Another defector, Afaq Ahmed, a former member of the Special Operations directorate of the Air Force Intelligence branch, claims that a later killing spre, in which 100 protestors were shot dead was approved by the head of Air Force Intelligence. He was allegedly based in a secret command centre in the al-Kuwait Hotel on the city’s eastern outskirts.

It is understood that Maher al-Assad was one of the members of his brother’s inner-circle who had decamped to Deraa and had based themselves in this command centre. The European Union describes Maher al-Assad as “the principal overseer of violence against demonstrators”.

Afaq Ahmed talked of “kill quotas”, saying: “Our task was restricted to assassinating activists and protestors based on orders and the permitted killing quota authorised by the authorities. The quota varied. Some days it was 10, others 15 or 20.”

Dr Neistat said: “There does appear to be a policy on how to crack down on the protests. We interviewed one of the snipers… and he said that before the protest they were given a specific percentage – essentially a quota – on how many people, in relation to the overall number of protesters in the streets, they were allowed to take down.”
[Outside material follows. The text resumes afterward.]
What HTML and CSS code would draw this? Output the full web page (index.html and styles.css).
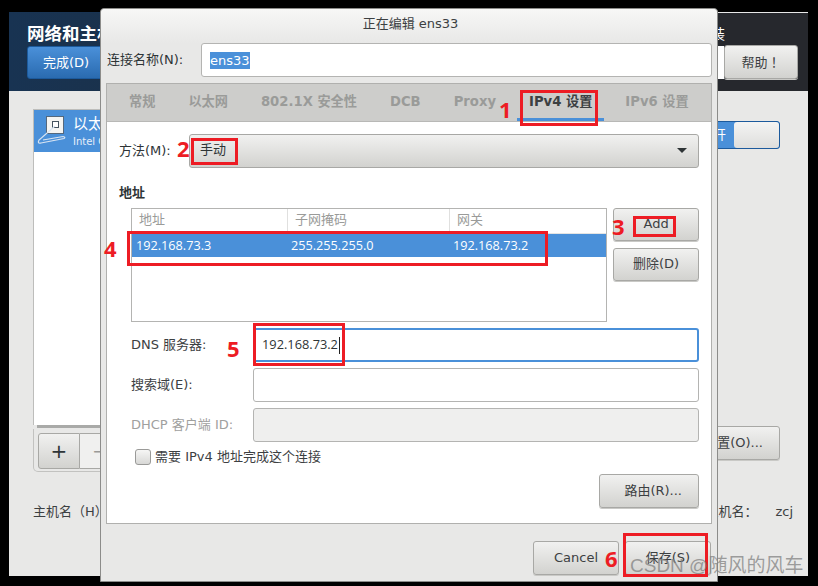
FILE: index.html
```html
<!DOCTYPE html>
<html lang="zh">
<head>
<meta charset="utf-8">
<title>正在编辑 ens33</title>
<link rel="stylesheet" href="styles.css">
</head>
<body>
<div class="desktop">
  <section class="bgwin">
    <header class="bghead">
      <div class="bghead-left">
        <h1 class="bgtitle">网络和主机名(N)</h1>
        <button class="btn btn-blue">完成(D)</button>
      </div>
      <div class="bghead-right">
        <div class="install">CENTOS 7 安装</div>
        <div class="help-row">
          <span class="kbd"></span>
          <button class="btn btn-help" lang="zh-Hant">帮助！</button>
        </div>
      </div>
    </header>
    <div class="bgmain">
      <div class="devcol">
        <div class="devlist">
          <div class="devrow">
            <svg class="devicon" width="30" height="32" viewBox="0 0 30 32">
              <rect x="9.5" y="2.5" width="17" height="17" fill="#f4f4f2" stroke="#55687c"/>
              <rect x="15.5" y="7.5" width="6" height="6" fill="#fff" stroke="#44525f"/>
              <path d="M18 12 L2 26 Q0 30 4 29 L27 24.5 Q29 23 26 22.5 L6 26" fill="none" stroke="#d8e4f2" stroke-width="1.2"/>
            </svg>
            <div class="devtext">
              <div class="devname">以太网 (ens33)</div>
              <div class="devsub">Intel Corporation</div>
            </div>
          </div>
        </div>
        <div class="devbar"></div>
        <div class="devtools">
          <button class="toolbtn">+</button>
          <button class="toolbtn toolbtn-off">−</button>
        </div>
      </div>
      <div class="sidecol">
        <div class="switch"><span class="switch-on">打开</span><span class="switch-knob"></span></div>
        <button class="btn btn-config">配置(O)...</button>
      </div>
    </div>
    <footer class="hostrow">
      <span>主机名（H）：</span>
      <span class="host-current"><span>当前主机名：</span><span class="host-val">zcj</span></span>
    </footer>
  </section>

  <section class="dialog">
    <div class="dlgtitle">正在编辑 ens33</div>
    <div class="namerow">
      <label class="namelabel">连接名称(N):</label>
      <div class="entry nameentry"><span class="sel">ens33</span></div>
    </div>
    <div class="notebook">
      <nav class="tabs">
        <span class="tab">常规</span>
        <span class="tab">以太网</span>
        <span class="tab">802.1X 安全性</span>
        <span class="tab">DCB</span>
        <span class="tab">Proxy</span>
        <span class="tab tab-active">IPv4 设置</span>
        <span class="tab">IPv6 设置</span>
      </nav>
      <div class="panel">
        <div class="methodrow">
          <span class="methodlabel">方法(M):</span>
          <div class="combo"><span>手动</span><span class="caret"></span></div>
        </div>
        <div class="addrhead">地址</div>
        <div class="addrrow">
          <div class="addrtable">
            <div class="thead"><span>地址</span><span>子网掩码</span><span>网关</span></div>
            <div class="trow"><span>192.168.73.3</span><span>255.255.255.0</span><span>192.168.73.2</span></div>
          </div>
          <div class="addrbtns">
            <button class="btn btn-side">Add</button>
            <button class="btn btn-side">删除(D)</button>
          </div>
        </div>
        <div class="formrow">
          <span class="formlabel">DNS 服务器:</span>
          <div class="entry entry-focus"><span>192.168.73.2</span><i class="cursor"></i></div>
        </div>
        <div class="formrow">
          <span class="formlabel">搜索域(E):</span>
          <div class="entry"></div>
        </div>
        <div class="formrow">
          <span class="formlabel formlabel-off">DHCP 客户端 ID:</span>
          <div class="entry entry-off"></div>
        </div>
        <label class="checkrow"><span class="check"></span>需要 IPv4 地址完成这个连接</label>
        <div class="routerow"><button class="btn btn-route">路由(R)...</button></div>
      </div>
    </div>
    <div class="dlgfoot">
      <button class="btn btn-foot">Cancel</button>
      <button class="btn btn-foot">保存(S)</button>
    </div>
  </section>

  <div class="mark m1"></div>
  <div class="mark m2"></div>
  <div class="mark m3"></div>
  <div class="mark m4"></div>
  <div class="mark m5"></div>
  <div class="mark m6"></div>
  <span class="num n1">1</span>
  <span class="num n2">2</span>
  <span class="num n3">3</span>
  <span class="num n4">4</span>
  <span class="num n5">5</span>
  <span class="num n6">6</span>
  <span class="watermark">CSDN @随风的风车</span>
</div>
</body>
</html>
```
FILE: styles.css
```css
* { box-sizing: border-box; }
html, body { margin: 0; padding: 0; background: #000; }
body {
  width: 818px;
  height: 586px;
  overflow: hidden;
  font: 13px/1.2 "DejaVu Sans", "Noto Sans CJK SC", sans-serif;
  color: #2e3436;
}
.desktop { position: relative; width: 818px; height: 586px; background: #000; overflow: hidden; }

/* shared button */
.btn {
  display: block;
  font: inherit;
  color: #3c4042;
  padding: 0;
  border: 1px solid #a8a8a5;
  border-radius: 3px;
  background: linear-gradient(#f1f1f0, #d2d2cf);
  box-shadow: 0 1px 0 #c9c9c6;
}

/* background window */
.bgwin {
  position: absolute;
  left: 9px;
  top: 12px;
  width: 799px;
  height: 564px;
  background: #e8e8e7;
  display: flex;
  flex-direction: column;
}
.bghead {
  height: 79px;
  display: flex;
  justify-content: space-between;
  background: linear-gradient(90deg, #183352 0, #1c3045 30%, #26282d 85%);
  border-top: 1px solid transparent;
  border-image: linear-gradient(90deg, #183352 50%, #e8e8e8 50%) 1;
  padding: 11px 10px 0 18px;
}
.bgtitle { margin: 0; font-size: 17.5px; line-height: 20px; font-weight: 700; color: #fff; white-space: nowrap; }
.btn-blue {
  margin-top: 2px;
  width: 78px;
  height: 33px;
  color: #fff;
  border-color: #1c5a9c;
  background: linear-gradient(#4a90d9, #2a6bb0);
  box-shadow: none;
}
.bghead-right { display: flex; flex-direction: column; align-items: flex-end; }
.install { color: #fff; font-size: 14px; line-height: 20px; margin-right: 73px; }
.help-row { display: flex; align-items: center; margin-top: 1px; }
.kbd { width: 6px; height: 33px; background: #fff; }
.btn-help { width: 74px; height: 34px; font-family: "Noto Sans CJK TC", sans-serif; }
.bgmain {
  flex: 1;
  display: flex;
  justify-content: space-between;
  padding: 18px 28px 0 24px;
}
.devcol { width: 300px; display: flex; flex-direction: column; }
.devlist { height: 316px; background: #fff; border: 1px solid #bdbdbb; border-bottom: 0; }
.devrow { height: 42px; background: #4a90d9; display: flex; color: #fff; padding: 4px 0 0 3px; }
.devicon { flex: none; }
.devtext { margin-left: 6px; padding-top: 1px; }
.devname { font-size: 15px; line-height: 18px; }
.devsub { font-size: 10px; line-height: 14px; margin-top: 2px; color: #e6eef8; }
.devbar { height: 3px; margin: 0 0 0 4px; background: #a9aaa8; }
.devtools {
  height: 43px;
  margin-top: 1px;
  padding: 4px;
  display: flex;
  border: 1px solid #c2c2c0;
  border-top: 0;
  border-radius: 0 0 5px 5px;
}
.toolbtn {
  width: 42px;
  height: 36px;
  font: 20px/1 "DejaVu Sans", sans-serif;
  border: 1px solid #a8a8a5;
  border-radius: 3px 0 0 3px;
  background: linear-gradient(#f1f1f0, #d2d2cf);
  color: #2e3436;
  padding: 0;
}
.toolbtn-off { background: #f0f0ef; color: #9a9a98; border-left: 0; border-radius: 0; }
.sidecol { width: 300px; display: flex; flex-direction: column; align-items: flex-end; }
.switch {
  margin-top: 12px;
  width: 120px;
  height: 28px;
  display: flex;
  border: 1px solid #1c5a9c;
  border-radius: 3px;
  background: #4a90d9;
}
.switch-on { flex: 1; color: #fff; text-align: right; line-height: 26px; padding-right: 8px; }
.switch-knob { width: 45px; background: linear-gradient(#f4f4f3, #dededc); border-radius: 3px; }
.btn-config { margin-top: 277px; width: 130px; height: 34px; text-align: right; padding-right: 16px; }
.hostrow {
  height: 90px;
  flex: none;
  padding: 0 15px 38px 24px;
  display: flex;
  align-items: center;
  justify-content: space-between;
  color: #3c4042;
}
.host-current { display: flex; gap: 18px; }

/* dialog */
.dialog {
  position: absolute;
  left: 100px;
  top: 8px;
  width: 618px;
  height: 574px;
  background: #e8e8e7;
  border: 1px solid #8c8c8a;
  border-radius: 4px 4px 0 0;
  display: flex;
  flex-direction: column;
}
.dlgtitle {
  height: 34px;
  padding: 7px 0 0 3px;
  text-align: center;
  line-height: 16px;
  color: #3c4042;
  background: linear-gradient(#f7f7f6, #e8e8e7);
  border-radius: 4px 4px 0 0;
}
.namerow { display: flex; align-items: center; height: 34px; padding: 0 5px 0 6px; }
.namelabel { width: 94px; flex: none; white-space: nowrap; }
.entry {
  flex: 1;
  height: 34px;
  background: #fff;
  border: 1px solid #b4b4b2;
  border-radius: 3px;
  display: flex;
  align-items: center;
  padding-left: 8px;
}
.sel { background: #4a90d9; color: #fff; line-height: 17px; }
.notebook {
  margin: 6px 5px 0;
  height: 441px;
  border: 1px solid #b0b0ae;
  display: flex;
  flex-direction: column;
}
.tabs { height: 37px; flex: none; background: #cdcdcb; display: flex; gap: 9px; padding-left: 10px; font-size: 13.2px; }
.tab { padding: 0 12px; line-height: 35px; font-weight: 700; color: #9a9b99; white-space: nowrap; }
.tab-active { color: #3c4042; border-bottom: 3px solid #4a90d9; }
.panel { flex: 1; background: #fff; padding: 12px 12px 0 12px; border-top: 1px solid #b8b8b6; }
.methodrow { display: flex; align-items: center; height: 34px; }
.methodlabel { width: 70px; flex: none; padding-bottom: 1px; }
.combo {
  flex: 1;
  height: 34px;
  display: flex;
  align-items: center;
  justify-content: space-between;
  padding: 0 11px 2px 10px;
  border: 1px solid #a8a8a5;
  border-radius: 3px;
  background: linear-gradient(#f1f1f0, #d2d2cf);
}
.caret { border: 5px solid transparent; border-top: 5px solid #2e3436; border-bottom: 0; }
.addrhead { margin: 17px 0 0; font-weight: 700; line-height: 16px; }
.addrrow { display: flex; gap: 6px; margin: 7px 0 6px 12px; }
.addrtable { width: 477px; height: 114px; border: 1px solid #b4b4b2; }
.thead, .trow { display: grid; grid-template-columns: 155px 162px 1fr; }
.thead { height: 25px; line-height: 22px; font-weight: 400; color: #9a9b99; border-bottom: 1px solid #e4e4e3; }
.thead span { padding-left: 7px; border-left: 1px solid #e0e0df; }
.thead span:first-child { border-left: 0; }
.trow { height: 23px; line-height: 22px; background: #4a90d9; color: #fff; font-family: "Open Sans", sans-serif; font-size: 12.7px; }
.trow span { padding-left: 4px; }
.addrbtns { width: 86px; display: flex; flex-direction: column; gap: 7px; }
.btn-side { height: 33px; padding-bottom: 2px; }
.formrow { display: flex; align-items: center; height: 34px; margin: 0 0 6px 12px; }
.formlabel { width: 122px; flex: none; color: #3c4042; }
.formlabel-off { color: #a0a09e; }
.entry-focus { border: 2px solid #4a90d9; font-family: "Open Sans", sans-serif; font-size: 12.8px; padding-left: 7px; }
.entry-off { background: #efefee; }
.cursor { width: 1px; height: 17px; background: #222; margin-left: 1px; }
.checkrow { display: flex; align-items: center; gap: 4px; margin: 4px 0 0 16px; height: 18px; color: #3c4042; }
.check {
  width: 16px;
  height: 16px;
  border: 1px solid #9a9a98;
  border-radius: 3px;
  background: linear-gradient(#f6f6f5, #d8d8d6);
}
.routerow { display: flex; justify-content: flex-end; margin-top: 8px; }
.btn-route { width: 100px; height: 34px; text-align: right; padding-right: 16px; }
.dlgfoot { flex: 1; display: flex; justify-content: flex-end; gap: 6px; padding: 17px 6px 0 0; }
.btn-foot { width: 86px; height: 34px; }

/* annotations */
.mark { position: absolute; border: 3px solid #ed1c24; }
.m1 { left: 520px; top: 90px; width: 78px; height: 36px; }
.m2 { left: 191px; top: 138px; width: 47px; height: 27px; }
.m3 { left: 633px; top: 216px; width: 43px; height: 21px; }
.m4 { left: 127px; top: 231px; width: 421px; height: 35px; }
.m5 { left: 253px; top: 323px; width: 92px; height: 43px; }
.m6 { left: 623px; top: 533px; width: 85px; height: 44px; }
.num { position: absolute; color: #ed1c24; font: 700 22px/24px "Open Sans", sans-serif; }
.n1 { left: 499px; top: 97px; }
.n2 { left: 177px; top: 136px; }
.n3 { left: 612px; top: 214px; }
.n4 { left: 104px; top: 236px; }
.n5 { left: 227px; top: 336px; }
.n6 { left: 605px; top: 546px; }
.watermark {
  position: absolute;
  left: 630px;
  top: 554px;
  font: 19px/24px "Liberation Sans", "Noto Sans CJK SC", sans-serif;
  color: rgba(130, 130, 130, .75);
  white-space: nowrap;
}
```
Any future prosecution of Assad on charges of crimes against humanity must be unanimously referred by the United National Security Council to the International Criminal Court – as happened in the case of Libya, last year. At present, this is considered unlikely, owing to the likelihood of a Russian and Chinese veto. But the British government, among others, is assisting in the gathering of evidence which could one day be used in court.